If you ever transacted on Ethereum, you've seen gas costs sometimes as high as 15% of the transaction value. If you want to transfer $200 worth of ETH, you would probably have to pay $30 worth of ETH in fees. Who in their right mind would want to do that?

Optimistic Rollups To The Rescue

Because human mind is good at spotting opportunities, a clever solution appeared in the last half of the year. It's called "optimistic rollups" and, despite the use of the word "optimistic", there's nothing joyful about it. On the contrary, it's the final acknowledgment that we're in a sad situation, and, instead of improving the base layer, we're forced to patch it with a second layer.

In short, optimistic rollups are chains running on top of Ethereum, collecting transactions, executing them and then submitting the proof in batches to the main chain. It's like taking a heavy load off of the shoulders of Ethereum, and putting it somewhere else.

If you look at the marketing for these solutions, it will look like this is a great discovery. Unfortunately, I tend to disagree.

Extracting Value To What?

If you use Ethereum only for storing proofs that something happened, and that actual something is to be found in a potentially infinite number of layers 2 (because, mind you, there are more than one L2, and they are competing with each other), then what's actually left there? What's Ethereum good for? Only for storing some proofs that something happened on some other chain?

Weird, at least.

Of course, you can look at it from the perspective of Ethereum being the "mothership", and all the rollups being the "pods" that are swinging back and forth between the user and the mothership.

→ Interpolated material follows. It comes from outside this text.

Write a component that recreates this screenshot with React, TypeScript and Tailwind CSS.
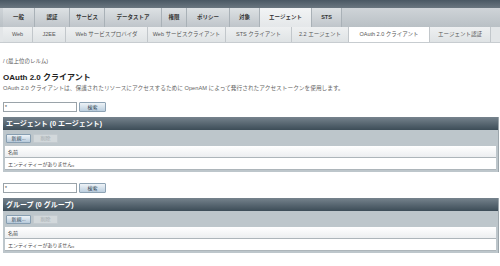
const mainTabs = [
  { label: '一般', w: 'w-[32px]' },
  { label: '認証', w: 'w-[35px]' },
  { label: 'サービス', w: 'w-[35px]' },
  { label: 'データストア', w: 'w-[57px]' },
  { label: '権限', w: 'w-[25px]' },
  { label: 'ポリシー', w: 'w-[43px]' },
  { label: '対象', w: 'w-[30px]' },
  { label: 'エージェント', w: 'w-[52px]', active: true },
  { label: 'STS', w: 'w-[30px]' },
];

const subTabs = [
  { label: 'Web', w: 'w-[30px]' },
  { label: 'J2EE', w: 'w-[33px]' },
  { label: 'Web サービスプロバイダ', w: 'w-[82px]' },
  { label: 'Web サービスクライアント', w: 'w-[78px]' },
  { label: 'STS クライアント', w: 'w-[66px]' },
  { label: '2.2 エージェント', w: 'w-[57px]' },
  { label: 'OAuth 2.0 クライアント', w: 'w-[81px]', active: true },
  { label: 'エージェント認証', w: 'w-[61px]' },
];

function SearchBar() {
  return (
    <div className="flex items-center gap-[2px] h-[10px]">
      <div className="w-[74px] h-[10px] border border-[#9aa3a9] bg-white text-[5px] leading-[8px] pl-[1px] text-[#333]">*</div>
      <button className="w-[27px] h-[10px] border border-[#8ea3b4] rounded-[1px] bg-gradient-to-b from-[#eef3f7] to-[#bccfdf] text-[5px] leading-[8px] text-[#2c3e50]">
        検索
      </button>
    </div>
  );
}

function Section({ title }: { title: string }) {
  return (
    <div className="mr-[1px] border-r border-[#9ba5ab]">
      <div className="h-[13px] bg-gradient-to-b from-[#76838d] to-[#3d4d58] text-white font-bold text-[7px] leading-[13px] pl-[3px]">
        {title}
      </div>
      <div className="bg-[#bdc6cb] px-[2px] pb-[2px]">
        <div className="flex items-center gap-[2px] h-[16px] pl-[1px]">
          <button className="w-[25px] h-[9px] border border-[#879eb1] rounded-[1px] bg-gradient-to-b from-[#eef3f7] to-[#b7cadb] text-[5px] leading-[7px] text-[#2c3e50]">
            新規...
          </button>
          <button className="w-[25px] h-[9px] border border-[#c3cacf] rounded-[1px] bg-[#d2d8db] text-[5px] leading-[7px] text-[#a2a9ae]">
            削除
          </button>
        </div>
        <div className="h-[12px] bg-gradient-to-b from-white to-[#eceef0] border-b border-[#adb5ba] text-[5px] leading-[12px] pl-[3px] text-[#333]">
          名前
        </div>
        <div className="h-[12px] bg-white border-b border-[#adb5ba] text-[5px] leading-[12px] pl-[3px] text-[#444]">
          エンティティーがありません。
        </div>
      </div>
    </div>
  );
}

export default function App() {
  return (
    <div
      className="w-[500px] h-[266px] overflow-hidden bg-white"
      style={{ fontFamily: '"Liberation Sans", "Noto Sans CJK JP", sans-serif' }}
    >
      <div className="h-[8px] bg-gradient-to-b from-[#4a5864] to-[#6a7680]" />
      <div className="h-[19px] flex pl-[3px] bg-gradient-to-b from-[#cfd4d8] to-[#b9c0c5]">
        {mainTabs.map((t) => (
          <div
            key={t.label}
            className={`${t.w} flex items-center justify-center border-r border-[#a9b1b7] text-[5.5px] font-bold text-[#333] ${
              t.active ? 'bg-gradient-to-b from-[#f2f4f5] to-[#e4e7e9]' : 'bg-gradient-to-b from-[#dde1e4] to-[#bfc5ca]'
            }`}
          >
            {t.label}
          </div>
        ))}
      </div>
      <div className="h-[16px] flex pl-[3px] bg-[#e3e6e8] border-b border-[#c7ccd0]">
        {subTabs.map((t) => (
          <div
            key={t.label}
            className={`${t.w} flex items-center justify-center border-r border-[#c2c7cb] text-[5.5px] text-[#555] ${
              t.active ? 'bg-white' : 'bg-gradient-to-b from-[#eef0f1] to-[#dfe3e5]'
            }`}
          >
            {t.label}
          </div>
        ))}
      </div>

      <div className="pl-[3px]">
        <div className="mt-[15px] text-[5.5px] leading-[6px] text-[#555]">/ (最上位のレルム)</div>
        <div className="mt-[9px] text-[8px] leading-[9px] font-bold text-[#222]">OAuth 2.0 クライアント</div>
        <div className="mt-[3px] text-[5.7px] leading-[6px] text-[#666]">
          OAuth 2.0 クライアントは、保護されたリソースにアクセスするために OpenAM によって発行されたアクセストークンを使用します。
        </div>
        <div className="mt-[11px]">
          <SearchBar />
        </div>
        <div className="mt-[5px]">
          <Section title="エージェント (0 エージェント)" />
        </div>
        <div className="mt-[11px]">
          <SearchBar />
        </div>
        <div className="mt-[5px]">
          <Section title="グループ (0 グループ)" />
        </div>
      </div>
    </div>
  );
}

In this case, what's preventing you from using just the pods, and relying only on them? Why do you need an entire slow blockchain to prove that something happened in another (allegedly way faster) blockchain?

Why should we extract the value from the Ethereum blockchain and store it in arbitrary blockchains linked to it? Why not using entirely new chains, EVM-enabled, and proved to be faster?

Evmos is one of these blockchains: it has the EVM (Ethereum Virtual Machine) enabled as a module, so it can run the same smart contracts written in Solidity, and it's built on top of Cosmos-sdk, which powers 5 of the top 20 worldwide blockchains in terms of marketcap. Furthermore, any Cosmos-sdk chain can be IBC-enabled (Inter Blockchain Communication) instantly, giving it access and exposure to billions in assets that can be swapped in seconds.

Change My Mind

I know there are a few benefits to the optimistic rollups, like lowering the transaction fees, but I don't really see how these benefits could outweigh the drawbacks.

If you do see this happening, I would be curious to learn more.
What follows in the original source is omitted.